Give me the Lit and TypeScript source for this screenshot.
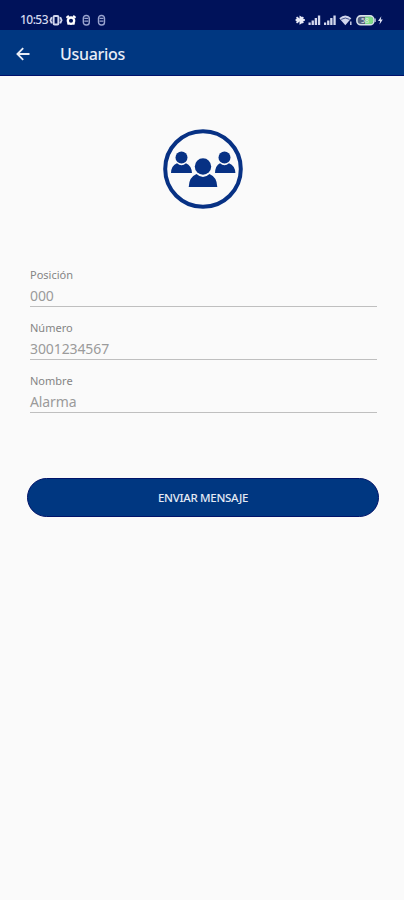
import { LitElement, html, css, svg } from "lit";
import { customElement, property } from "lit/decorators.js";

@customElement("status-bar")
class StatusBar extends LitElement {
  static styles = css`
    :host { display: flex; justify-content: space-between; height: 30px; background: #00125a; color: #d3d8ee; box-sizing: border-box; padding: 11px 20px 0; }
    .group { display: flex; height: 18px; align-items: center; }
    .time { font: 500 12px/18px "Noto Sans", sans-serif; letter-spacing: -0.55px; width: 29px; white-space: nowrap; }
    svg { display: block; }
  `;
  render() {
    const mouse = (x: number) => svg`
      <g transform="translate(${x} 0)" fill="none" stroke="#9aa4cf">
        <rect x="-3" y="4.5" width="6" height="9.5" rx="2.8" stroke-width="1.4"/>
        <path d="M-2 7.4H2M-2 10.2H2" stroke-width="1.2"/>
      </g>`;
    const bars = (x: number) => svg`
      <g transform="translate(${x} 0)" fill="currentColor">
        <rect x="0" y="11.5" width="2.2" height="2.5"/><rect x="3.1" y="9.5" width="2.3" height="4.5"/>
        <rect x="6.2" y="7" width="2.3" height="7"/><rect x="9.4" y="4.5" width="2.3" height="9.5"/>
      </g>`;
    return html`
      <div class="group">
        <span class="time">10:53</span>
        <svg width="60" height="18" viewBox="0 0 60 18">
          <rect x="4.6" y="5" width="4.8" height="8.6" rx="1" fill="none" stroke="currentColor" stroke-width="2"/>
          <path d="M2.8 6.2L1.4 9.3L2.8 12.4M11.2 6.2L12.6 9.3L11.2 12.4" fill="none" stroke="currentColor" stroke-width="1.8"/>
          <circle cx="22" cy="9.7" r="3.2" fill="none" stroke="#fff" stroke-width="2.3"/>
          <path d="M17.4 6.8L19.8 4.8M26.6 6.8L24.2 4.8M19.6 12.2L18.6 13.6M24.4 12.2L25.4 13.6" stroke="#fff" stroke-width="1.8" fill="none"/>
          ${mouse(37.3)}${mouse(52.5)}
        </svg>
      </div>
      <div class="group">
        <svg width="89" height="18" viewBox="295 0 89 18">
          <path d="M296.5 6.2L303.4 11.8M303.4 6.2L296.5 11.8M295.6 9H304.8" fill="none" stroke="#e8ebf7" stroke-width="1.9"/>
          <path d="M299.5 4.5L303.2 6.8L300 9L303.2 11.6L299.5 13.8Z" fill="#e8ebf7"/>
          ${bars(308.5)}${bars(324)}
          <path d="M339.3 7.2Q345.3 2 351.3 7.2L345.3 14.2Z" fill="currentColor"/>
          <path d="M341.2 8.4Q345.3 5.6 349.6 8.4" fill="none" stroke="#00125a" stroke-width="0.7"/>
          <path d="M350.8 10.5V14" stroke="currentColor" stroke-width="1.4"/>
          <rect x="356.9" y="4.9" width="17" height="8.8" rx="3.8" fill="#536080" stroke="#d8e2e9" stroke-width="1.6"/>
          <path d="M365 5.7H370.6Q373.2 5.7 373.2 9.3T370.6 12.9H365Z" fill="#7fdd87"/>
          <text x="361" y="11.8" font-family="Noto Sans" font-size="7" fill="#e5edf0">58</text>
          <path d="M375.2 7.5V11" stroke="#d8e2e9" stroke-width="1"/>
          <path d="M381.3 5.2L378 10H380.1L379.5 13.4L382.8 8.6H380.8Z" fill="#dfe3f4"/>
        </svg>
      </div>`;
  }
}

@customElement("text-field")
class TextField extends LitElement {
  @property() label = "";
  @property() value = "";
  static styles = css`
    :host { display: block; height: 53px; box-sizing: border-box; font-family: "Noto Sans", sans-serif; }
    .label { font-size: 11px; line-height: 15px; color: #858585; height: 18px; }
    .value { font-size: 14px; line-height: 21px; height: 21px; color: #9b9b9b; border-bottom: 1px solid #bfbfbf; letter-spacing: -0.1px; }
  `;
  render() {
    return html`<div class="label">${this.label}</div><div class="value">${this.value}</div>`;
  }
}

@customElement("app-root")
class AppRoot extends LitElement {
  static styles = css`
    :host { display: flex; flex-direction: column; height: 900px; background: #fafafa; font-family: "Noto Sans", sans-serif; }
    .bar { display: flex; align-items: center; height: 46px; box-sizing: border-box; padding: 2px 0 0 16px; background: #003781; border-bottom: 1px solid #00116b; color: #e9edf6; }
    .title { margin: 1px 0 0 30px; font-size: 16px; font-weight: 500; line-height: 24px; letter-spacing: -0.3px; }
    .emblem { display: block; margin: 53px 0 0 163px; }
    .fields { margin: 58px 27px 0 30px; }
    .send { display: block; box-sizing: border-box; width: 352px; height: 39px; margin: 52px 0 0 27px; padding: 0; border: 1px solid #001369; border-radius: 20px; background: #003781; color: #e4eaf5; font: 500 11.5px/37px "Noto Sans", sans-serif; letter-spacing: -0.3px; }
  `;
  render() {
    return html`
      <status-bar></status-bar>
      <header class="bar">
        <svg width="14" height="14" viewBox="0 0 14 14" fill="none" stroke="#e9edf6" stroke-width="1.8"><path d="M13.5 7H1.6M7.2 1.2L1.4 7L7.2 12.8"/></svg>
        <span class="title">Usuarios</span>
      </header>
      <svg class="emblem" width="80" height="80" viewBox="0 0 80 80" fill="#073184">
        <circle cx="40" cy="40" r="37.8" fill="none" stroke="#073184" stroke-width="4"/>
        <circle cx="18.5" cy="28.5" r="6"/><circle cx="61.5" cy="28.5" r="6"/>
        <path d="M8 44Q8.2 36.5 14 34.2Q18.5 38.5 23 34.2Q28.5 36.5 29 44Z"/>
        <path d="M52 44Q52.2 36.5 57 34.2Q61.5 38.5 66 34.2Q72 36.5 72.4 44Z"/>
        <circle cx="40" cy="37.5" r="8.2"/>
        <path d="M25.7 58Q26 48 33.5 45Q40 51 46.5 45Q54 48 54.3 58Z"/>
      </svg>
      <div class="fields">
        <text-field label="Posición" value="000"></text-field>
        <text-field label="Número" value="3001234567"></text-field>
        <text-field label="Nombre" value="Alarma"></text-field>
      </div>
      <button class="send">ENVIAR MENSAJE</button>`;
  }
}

*Task prompt*
Give an exact reproduction of every line, leaving out any picture.

*Exercise result*
Give me the Lit and TypeScript source for this screenshot.
import { LitElement, html, css, svg } from "lit";
import { customElement, property } from "lit/decorators.js";

@customElement("status-bar")
class StatusBar extends LitElement {
  static styles = css`
    :host { display: flex; justify-content: space-between; height: 30px; background: #00125a; color: #d3d8ee; box-sizing: border-box; padding: 11px 20px 0; }
    .group { display: flex; height: 18px; align-items: center; }
    .time { font: 500 12px/18px "Noto Sans", sans-serif; letter-spacing: -0.55px; width: 29px; white-space: nowrap; }
    svg { display: block; }
  `;
  render() {
    const mouse = (x: number) => svg`
      <g transform="translate(${x} 0)" fill="none" stroke="#9aa4cf">
        <rect x="-3" y="4.5" width="6" height="9.5" rx="2.8" stroke-width="1.4"/>
        <path d="M-2 7.4H2M-2 10.2H2" stroke-width="1.2"/>
      </g>`;
    const bars = (x: number) => svg`
      <g transform="translate(${x} 0)" fill="currentColor">
        <rect x="0" y="11.5" width="2.2" height="2.5"/><rect x="3.1" y="9.5" width="2.3" height="4.5"/>
        <rect x="6.2" y="7" width="2.3" height="7"/><rect x="9.4" y="4.5" width="2.3" height="9.5"/>
      </g>`;
    return html`
      <div class="group">
        <span class="time">10:53</span>
        <svg width="60" height="18" viewBox="0 0 60 18">
          <rect x="4.6" y="5" width="4.8" height="8.6" rx="1" fill="none" stroke="currentColor" stroke-width="2"/>
          <path d="M2.8 6.2L1.4 9.3L2.8 12.4M11.2 6.2L12.6 9.3L11.2 12.4" fill="none" stroke="currentColor" stroke-width="1.8"/>
          <circle cx="22" cy="9.7" r="3.2" fill="none" stroke="#fff" stroke-width="2.3"/>
          <path d="M17.4 6.8L19.8 4.8M26.6 6.8L24.2 4.8M19.6 12.2L18.6 13.6M24.4 12.2L25.4 13.6" stroke="#fff" stroke-width="1.8" fill="none"/>
          ${mouse(37.3)}${mouse(52.5)}
        </svg>
      </div>
      <div class="group">
        <svg width="89" height="18" viewBox="295 0 89 18">
          <path d="M296.5 6.2L303.4 11.8M303.4 6.2L296.5 11.8M295.6 9H304.8" fill="none" stroke="#e8ebf7" stroke-width="1.9"/>
          <path d="M299.5 4.5L303.2 6.8L300 9L303.2 11.6L299.5 13.8Z" fill="#e8ebf7"/>
          ${bars(308.5)}${bars(324)}
          <path d="M339.3 7.2Q345.3 2 351.3 7.2L345.3 14.2Z" fill="currentColor"/>
          <path d="M341.2 8.4Q345.3 5.6 349.6 8.4" fill="none" stroke="#00125a" stroke-width="0.7"/>
          <path d="M350.8 10.5V14" stroke="currentColor" stroke-width="1.4"/>
          <rect x="356.9" y="4.9" width="17" height="8.8" rx="3.8" fill="#536080" stroke="#d8e2e9" stroke-width="1.6"/>
          <path d="M365 5.7H370.6Q373.2 5.7 373.2 9.3T370.6 12.9H365Z" fill="#7fdd87"/>
          <text x="361" y="11.8" font-family="Noto Sans" font-size="7" fill="#e5edf0">58</text>
          <path d="M375.2 7.5V11" stroke="#d8e2e9" stroke-width="1"/>
          <path d="M381.3 5.2L378 10H380.1L379.5 13.4L382.8 8.6H380.8Z" fill="#dfe3f4"/>
        </svg>
      </div>`;
  }
}

@customElement("text-field")
class TextField extends LitElement {
  @property() label = "";
  @property() value = "";
  static styles = css`
    :host { display: block; height: 53px; box-sizing: border-box; font-family: "Noto Sans", sans-serif; }
    .label { font-size: 11px; line-height: 15px; color: #858585; height: 18px; }
    .value { font-size: 14px; line-height: 21px; height: 21px; color: #9b9b9b; border-bottom: 1px solid #bfbfbf; letter-spacing: -0.1px; }
  `;
  render() {
    return html`<div class="label">${this.label}</div><div class="value">${this.value}</div>`;
  }
}

@customElement("app-root")
class AppRoot extends LitElement {
  static styles = css`
    :host { display: flex; flex-direction: column; height: 900px; background: #fafafa; font-family: "Noto Sans", sans-serif; }
    .bar { display: flex; align-items: center; height: 46px; box-sizing: border-box; padding: 2px 0 0 16px; background: #003781; border-bottom: 1px solid #00116b; color: #e9edf6; }
    .title { margin: 1px 0 0 30px; font-size: 16px; font-weight: 500; line-height: 24px; letter-spacing: -0.3px; }
    .emblem { display: block; margin: 53px 0 0 163px; }
    .fields { margin: 58px 27px 0 30px; }
    .send { display: block; box-sizing: border-box; width: 352px; height: 39px; margin: 52px 0 0 27px; padding: 0; border: 1px solid #001369; border-radius: 20px; background: #003781; color: #e4eaf5; font: 500 11.5px/37px "Noto Sans", sans-serif; letter-spacing: -0.3px; }
  `;
  render() {
    return html`
      <status-bar></status-bar>
      <header class="bar">
        <svg width="14" height="14" viewBox="0 0 14 14" fill="none" stroke="#e9edf6" stroke-width="1.8"><path d="M13.5 7H1.6M7.2 1.2L1.4 7L7.2 12.8"/></svg>
        <span class="title">Usuarios</span>
      </header>
      <svg class="emblem" width="80" height="80" viewBox="0 0 80 80" fill="#073184">
        <circle cx="40" cy="40" r="37.8" fill="none" stroke="#073184" stroke-width="4"/>
        <circle cx="18.5" cy="28.5" r="6"/><circle cx="61.5" cy="28.5" r="6"/>
        <path d="M8 44Q8.2 36.5 14 34.2Q18.5 38.5 23 34.2Q28.5 36.5 29 44Z"/>
        <path d="M52 44Q52.2 36.5 57 34.2Q61.5 38.5 66 34.2Q72 36.5 72.4 44Z"/>
        <circle cx="40" cy="37.5" r="8.2"/>
        <path d="M25.7 58Q26 48 33.5 45Q40 51 46.5 45Q54 48 54.3 58Z"/>
      </svg>
      <div class="fields">
        <text-field label="Posición" value="000"></text-field>
        <text-field label="Número" value="3001234567"></text-field>
        <text-field label="Nombre" value="Alarma"></text-field>
      </div>
      <button class="send">ENVIAR MENSAJE</button>`;
  }
}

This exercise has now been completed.